*Instructions for the task:* Copy every line from the data below in which the string "styled" can be found.

*Dataset content:*
^^^^^^^^^^^^^^^^

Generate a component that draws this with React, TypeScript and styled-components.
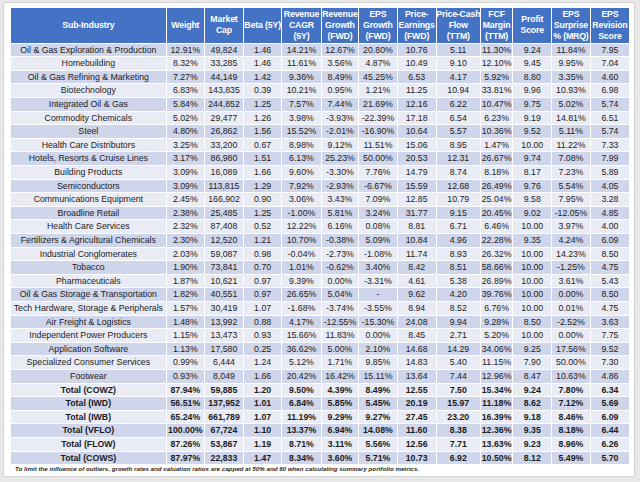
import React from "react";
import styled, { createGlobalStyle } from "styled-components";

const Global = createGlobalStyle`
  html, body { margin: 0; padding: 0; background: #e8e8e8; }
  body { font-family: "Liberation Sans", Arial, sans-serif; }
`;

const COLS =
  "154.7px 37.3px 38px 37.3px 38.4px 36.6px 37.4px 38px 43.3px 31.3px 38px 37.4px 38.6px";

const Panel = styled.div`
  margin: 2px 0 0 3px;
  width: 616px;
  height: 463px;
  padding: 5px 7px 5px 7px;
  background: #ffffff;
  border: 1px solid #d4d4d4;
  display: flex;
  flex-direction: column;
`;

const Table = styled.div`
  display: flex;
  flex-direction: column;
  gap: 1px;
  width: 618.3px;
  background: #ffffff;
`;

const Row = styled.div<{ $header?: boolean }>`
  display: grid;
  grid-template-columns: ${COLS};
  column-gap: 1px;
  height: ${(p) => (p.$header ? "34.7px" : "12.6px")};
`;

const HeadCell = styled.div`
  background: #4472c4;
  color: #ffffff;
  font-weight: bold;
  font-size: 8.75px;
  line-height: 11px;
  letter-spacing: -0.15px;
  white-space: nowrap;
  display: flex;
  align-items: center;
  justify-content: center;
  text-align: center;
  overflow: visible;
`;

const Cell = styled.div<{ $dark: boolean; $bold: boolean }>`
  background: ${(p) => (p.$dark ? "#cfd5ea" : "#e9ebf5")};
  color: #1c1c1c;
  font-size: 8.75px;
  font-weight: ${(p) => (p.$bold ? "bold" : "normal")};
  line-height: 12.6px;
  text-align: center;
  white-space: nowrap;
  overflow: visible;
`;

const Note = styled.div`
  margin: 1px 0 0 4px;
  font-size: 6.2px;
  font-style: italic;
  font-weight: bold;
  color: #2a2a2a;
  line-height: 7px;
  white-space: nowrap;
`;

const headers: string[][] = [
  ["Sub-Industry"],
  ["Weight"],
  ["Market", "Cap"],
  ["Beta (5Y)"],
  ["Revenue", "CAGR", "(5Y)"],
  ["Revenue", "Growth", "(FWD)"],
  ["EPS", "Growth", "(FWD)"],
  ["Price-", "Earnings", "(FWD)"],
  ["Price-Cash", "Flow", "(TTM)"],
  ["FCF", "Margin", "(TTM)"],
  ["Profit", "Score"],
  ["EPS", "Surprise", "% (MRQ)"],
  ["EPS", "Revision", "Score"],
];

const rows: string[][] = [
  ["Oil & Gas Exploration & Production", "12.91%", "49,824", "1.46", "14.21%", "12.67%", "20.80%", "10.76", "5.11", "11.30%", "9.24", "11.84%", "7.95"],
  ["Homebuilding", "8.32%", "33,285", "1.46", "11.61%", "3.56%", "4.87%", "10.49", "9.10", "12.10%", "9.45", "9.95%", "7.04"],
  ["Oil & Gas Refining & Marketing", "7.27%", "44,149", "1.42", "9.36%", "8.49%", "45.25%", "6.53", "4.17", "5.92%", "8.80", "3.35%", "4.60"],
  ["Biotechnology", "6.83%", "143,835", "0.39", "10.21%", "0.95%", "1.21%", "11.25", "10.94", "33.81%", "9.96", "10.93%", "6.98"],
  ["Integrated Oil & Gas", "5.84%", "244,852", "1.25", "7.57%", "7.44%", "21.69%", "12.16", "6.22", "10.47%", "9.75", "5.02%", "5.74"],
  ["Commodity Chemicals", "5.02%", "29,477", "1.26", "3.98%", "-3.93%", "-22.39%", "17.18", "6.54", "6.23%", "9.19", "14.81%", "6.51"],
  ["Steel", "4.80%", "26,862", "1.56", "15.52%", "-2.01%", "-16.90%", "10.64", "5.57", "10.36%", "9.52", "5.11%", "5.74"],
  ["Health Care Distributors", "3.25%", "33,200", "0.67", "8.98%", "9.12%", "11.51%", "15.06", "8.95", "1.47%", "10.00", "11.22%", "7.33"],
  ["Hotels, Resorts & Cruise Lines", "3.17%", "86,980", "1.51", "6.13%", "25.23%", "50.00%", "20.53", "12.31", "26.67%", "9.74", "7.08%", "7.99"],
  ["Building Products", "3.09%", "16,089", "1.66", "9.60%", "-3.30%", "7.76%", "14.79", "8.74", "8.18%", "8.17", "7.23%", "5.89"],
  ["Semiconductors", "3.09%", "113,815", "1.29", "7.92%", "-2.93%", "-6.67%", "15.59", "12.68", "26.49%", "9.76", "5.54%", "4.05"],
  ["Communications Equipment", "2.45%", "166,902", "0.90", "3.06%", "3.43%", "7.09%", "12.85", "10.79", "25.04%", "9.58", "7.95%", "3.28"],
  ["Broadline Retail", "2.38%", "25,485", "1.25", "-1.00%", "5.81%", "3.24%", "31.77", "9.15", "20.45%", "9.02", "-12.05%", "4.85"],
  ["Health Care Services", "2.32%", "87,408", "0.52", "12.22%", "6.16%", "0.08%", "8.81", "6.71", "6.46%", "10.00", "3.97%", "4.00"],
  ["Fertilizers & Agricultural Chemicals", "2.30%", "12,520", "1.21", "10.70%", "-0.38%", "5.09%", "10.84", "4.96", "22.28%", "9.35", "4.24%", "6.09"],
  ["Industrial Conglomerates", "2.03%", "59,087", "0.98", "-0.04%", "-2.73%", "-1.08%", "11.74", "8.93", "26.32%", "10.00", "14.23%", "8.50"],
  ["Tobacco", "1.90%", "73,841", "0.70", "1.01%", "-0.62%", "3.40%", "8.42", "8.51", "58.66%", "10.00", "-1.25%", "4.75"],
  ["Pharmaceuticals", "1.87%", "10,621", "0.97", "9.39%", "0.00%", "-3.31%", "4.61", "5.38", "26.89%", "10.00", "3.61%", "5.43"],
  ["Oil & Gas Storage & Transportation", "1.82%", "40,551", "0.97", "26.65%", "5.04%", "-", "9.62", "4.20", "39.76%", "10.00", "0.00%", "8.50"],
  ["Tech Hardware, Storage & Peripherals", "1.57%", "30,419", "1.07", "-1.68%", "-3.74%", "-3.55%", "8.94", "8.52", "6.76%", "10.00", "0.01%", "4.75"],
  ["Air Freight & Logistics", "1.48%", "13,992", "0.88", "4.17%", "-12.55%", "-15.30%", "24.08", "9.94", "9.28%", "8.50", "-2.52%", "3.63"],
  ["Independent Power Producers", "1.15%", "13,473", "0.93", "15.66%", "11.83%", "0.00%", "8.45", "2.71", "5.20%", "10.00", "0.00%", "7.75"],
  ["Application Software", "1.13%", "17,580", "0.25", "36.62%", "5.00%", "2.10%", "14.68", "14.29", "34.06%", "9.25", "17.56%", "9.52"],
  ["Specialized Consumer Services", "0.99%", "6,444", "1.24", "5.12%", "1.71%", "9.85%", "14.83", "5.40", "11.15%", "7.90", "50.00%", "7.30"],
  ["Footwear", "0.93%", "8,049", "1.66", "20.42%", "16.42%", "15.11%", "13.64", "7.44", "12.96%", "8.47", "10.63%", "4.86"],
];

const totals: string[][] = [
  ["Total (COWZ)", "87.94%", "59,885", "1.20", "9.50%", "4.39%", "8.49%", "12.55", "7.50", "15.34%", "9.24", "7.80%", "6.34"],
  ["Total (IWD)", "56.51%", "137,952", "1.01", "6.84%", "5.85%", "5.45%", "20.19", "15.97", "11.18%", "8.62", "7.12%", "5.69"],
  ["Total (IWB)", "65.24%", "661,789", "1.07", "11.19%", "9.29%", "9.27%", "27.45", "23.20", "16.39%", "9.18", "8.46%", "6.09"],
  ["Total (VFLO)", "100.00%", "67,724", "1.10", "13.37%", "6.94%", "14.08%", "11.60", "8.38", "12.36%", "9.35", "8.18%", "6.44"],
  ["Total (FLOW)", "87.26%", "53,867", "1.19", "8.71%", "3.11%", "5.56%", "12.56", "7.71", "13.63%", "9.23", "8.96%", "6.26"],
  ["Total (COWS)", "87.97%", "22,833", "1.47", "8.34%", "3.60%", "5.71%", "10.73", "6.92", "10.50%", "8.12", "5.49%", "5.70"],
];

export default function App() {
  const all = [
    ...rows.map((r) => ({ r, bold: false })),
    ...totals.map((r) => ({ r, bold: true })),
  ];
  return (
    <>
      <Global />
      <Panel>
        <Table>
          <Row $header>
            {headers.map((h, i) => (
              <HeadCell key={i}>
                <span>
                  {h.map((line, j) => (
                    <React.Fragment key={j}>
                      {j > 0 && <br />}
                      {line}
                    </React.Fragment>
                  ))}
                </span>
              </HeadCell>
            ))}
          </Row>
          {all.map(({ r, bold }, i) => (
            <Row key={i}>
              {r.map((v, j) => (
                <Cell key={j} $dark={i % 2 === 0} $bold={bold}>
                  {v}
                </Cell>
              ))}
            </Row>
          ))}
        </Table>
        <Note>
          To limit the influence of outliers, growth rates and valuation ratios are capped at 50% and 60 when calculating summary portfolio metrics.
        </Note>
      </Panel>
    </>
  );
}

^^^^^^^^^^^^^^^^

*Written solution:*
Generate a component that draws this with React, TypeScript and styled-components.
import styled, { createGlobalStyle } from "styled-components";
const Panel = styled.div`
const Table = styled.div`
const Row = styled.div<{ $header?: boolean }>`
const HeadCell = styled.div`
const Cell = styled.div<{ $dark: boolean; $bold: boolean }>`
const Note = styled.div`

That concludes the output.